公益に基づく裁量的開示処分と行政行為の撤回
横浜地裁H25.3.6
処分行政庁が、行政処分の一部非開示決定に対する異議申立てにつき棄却決定をした後、市長の交替及び市議会が非公開部分の公開を求める請願を採択したことを理由とし、公益に基づく裁量的開示処分として、非公開部分を公開する旨の決定をしたことは、行政行為の撤回等にあたり、かつ、その適法要件を欠き、行政庁の裁量権の範囲を逸脱して違法であるとされた事例
<事案>
前市長が情報公開条例に基づく行政文書の開示請求に対し一部非開示の原決定をし、かつ、原決定に対する異議申立に対する棄却決定をした後、現市長が市議会による非公開部分の公開を求める請願の採択を契機とし、その公益に基づく裁量的開示処分(同市条例8条)として、非公開部分を公開する旨の決定(「本件決定」)。
⇒Xは、本件決定が行政行為の撤回にあたり、かつ、その適法要件を欠き、行政庁の裁量権の範囲を逸脱する違法なものであるとして、Yに対しその取消しを求めた。
<判断>
●
原処分の撤回が、原処分がその名宛人に対する不利益処分であると同時に、利害関係人の権利ないり私益を保護する複効的処分である場合には、原処分がその名宛人に対し権利ないし利益を与える授益的行政行為である場合(最高裁昭和63.6.17)と同様、その責めに帰すべき事由がないにもかかわらず利害関係人の権利ないし利益を侵害することによりその行政行為に対する信頼を裏切り、しかも、法的安定性を害するものとなりうる
⇒後発事情をも基礎とすると、利害関係人の権利ないし利益の保護の必要性が減少し、他方、原処分の効果を消滅させて公益適合性を確保する必要性が発生ないし増大するなどして、私的権利ないし利益よりも当該公益が優先されるべき状況となったと認められる場合でなければ、許されない。

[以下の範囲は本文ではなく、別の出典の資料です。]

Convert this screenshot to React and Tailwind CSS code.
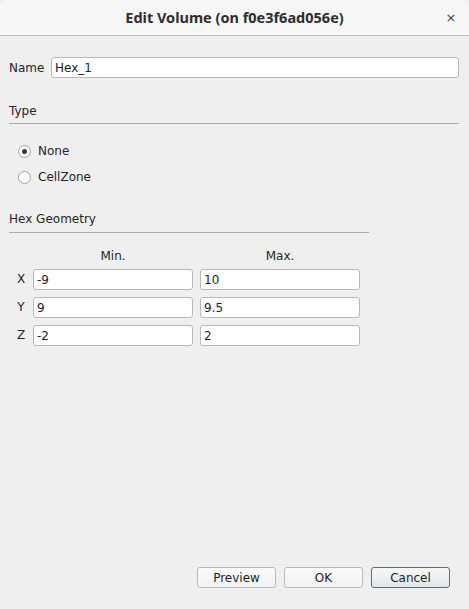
import React, { useState } from "react";

const font = "font-['DejaVu_Sans',sans-serif]";

const Field = ({ value, className = "" }) => (
  <input
    type="text"
    defaultValue={value}
    className={`h-[21px] bg-white border border-[#b9b9b9] rounded-[3px] px-[3px] text-[12px] text-[#1e1e1e] outline-none ${font} ${className}`}
  />
);

const Radio = ({ label, checked, onClick }) => (
  <div className="flex items-center h-[16px] pl-[9px] gap-[7px] cursor-default" onClick={onClick}>
    <span className="w-[13px] h-[13px] rounded-full border border-[#a3a3a3] bg-white flex items-center justify-center">
      {checked && <span className="w-[5px] h-[5px] rounded-full bg-[#3a3a3a]" />}
    </span>
    <span>{label}</span>
  </div>
);

const Btn = ({ children, primary }) => (
  <button
    className={`w-[79px] h-[21px] rounded-[3px] border text-[12px] text-[#1e1e1e] leading-none ${font} ${
      primary
        ? "border-[#3b74a6] bg-gradient-to-b from-[#f6f7f8] to-[#e4e7ea]"
        : "border-[#b9b9b9] bg-gradient-to-b from-[#fbfbfb] to-[#f1f1f1]"
    }`}
  >
    {children}
  </button>
);

export default function App() {
  const [type, setType] = useState("none");
  const rows = [
    ["X", "-9", "10"],
    ["Y", "9", "9.5"],
    ["Z", "-2", "2"],
  ];

  return (
    <div className={`w-[469px] h-[609px] flex flex-col bg-[#efefef] text-[12px] text-[#262626] ${font}`}>
      {/* title bar */}
      <div className="h-[36px] shrink-0 grid grid-cols-[40px_1fr_40px] items-center bg-[#f6f6f6] border-b border-[#bdbdbd] rounded-t-[8px]">
        <span />
        <span className="text-center font-bold text-[14.5px] text-[#2e2e2e] font-['Noto_Sans',sans-serif] pt-[1px]">
          Edit Volume (on f0e3f6ad056e)
        </span>
        <span className="text-center text-[13px] text-[#444] leading-none pl-[4px]">×</span>
      </div>

      <div className="flex flex-col flex-1 px-[9px]">
        <div className="mt-[21px] flex items-center h-[21px]">
          <span className="w-[42px]">Name</span>
          <Field value="Hex_1" className="flex-1 mr-[1px]" />
        </div>

        <div className="mt-[25px] h-[16px] leading-[16px]">Type</div>
        <div className="mt-[4px] h-px bg-[#a9a9a9] w-[450px]" />

        <div className="mt-[19px]">
          <Radio label="None" checked={type === "none"} onClick={() => setType("none")} />
        </div>
        <div className="mt-[10px]">
          <Radio label="CellZone" checked={type === "cell"} onClick={() => setType("cell")} />
        </div>

        <div className="mt-[26px] h-[16px] leading-[16px]">Hex Geometry</div>
        <div className="mt-[5px] h-px bg-[#a9a9a9] w-[360px]" />

        <div className="mt-[15px] grid grid-cols-[24px_160px_7px_160px] w-[360px]">
          <span className="h-[16px]" />
          <span className="text-center h-[16px] leading-[16px]">Min.</span>
          <span />
          <span className="text-center h-[16px] leading-[16px]">Max.</span>
        </div>
        <div className="mt-[5px] grid grid-cols-[24px_160px_7px_160px] gap-y-[7px] w-[360px]">
          {rows.map(([axis, min, max]) => (
            <React.Fragment key={axis}>
              <span className="h-[21px] leading-[21px] text-center">{axis}</span>
              <Field value={min} className="w-[160px]" />
              <span />
              <Field value={max} className="w-[160px]" />
            </React.Fragment>
          ))}
        </div>

        <div className="mt-auto mb-[21px] flex justify-end gap-[8px] pr-[10px]">
          <Btn>Preview</Btn>
          <Btn>OK</Btn>
          <Btn primary>Cancel</Btn>
        </div>
      </div>
    </div>
  );
}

異議申立棄却決定が市条例6条1号に基づきXに関する個人情報ないし個人識別情報、すなわち、プライバシーの権利及び平穏な生活を送る利益を、同条2号に基づき法人である不動産業者Aに関する情報に係るものでその競争上の地位その他正当な利益を、それぞれ保護することを目的とするもの。
⇒異議申立棄却決定の撤回は、後発的事情により、本件非公開部分を公開する何らかの公益上の必要性が発生又は増大し、他方、X及び不動産業者Aの前記権利ないし利益保護の必要性が減少するなどして、前者が後者を上回り、前者を優先させるべき状況となったという場合でなければ、処分行政庁の裁量権の範囲を逸脱する違法なものというべき。
●
本件については・・・異議申立て棄却決定後の後発事情により、本件非公開部分を公開する公益上の必要性が発生ないし増大し、他方、X及び不動産業者Aの前記権利ないし利益の保護の必要性が減少するなどして、前者が後者を上回り、前者が優先されるべき状況となり、異議申し立て棄却決定を撤回することが許されるに至ったとは到底いうことができない(なお、Y及び被告補助参加人の、本件決定が市条例所定の裁量開示として適法である旨の主張は、同制度が処分行政庁において職権で異議申立棄却決定を撤回した上本件決定をおこなう場合に関する規定でなことは自明である。)。
●
(傍論で)本件決定は、行政不服審査法に基づく異議申立てに対する一部棄却決定を撤回するものであり、当該異議申立手続が争訟裁断的性格を持つのであれば、異議申立棄却決定には、いわゆる不可変更力が認められ、行政庁自らこれを取り消し、変更することは原則として許されないと解されるところ(最高裁昭和29.1.21)、藤沢市条例に異議申立手続に関して審査会への諮問及びその際の諸手続の規定(条例第3章)が置かれ、争訟裁断的性格があることにかんがみると、上記不可変更力が認められる場合に当たると解され、本件決定の撤回の要件がより厳格に解されることとなる。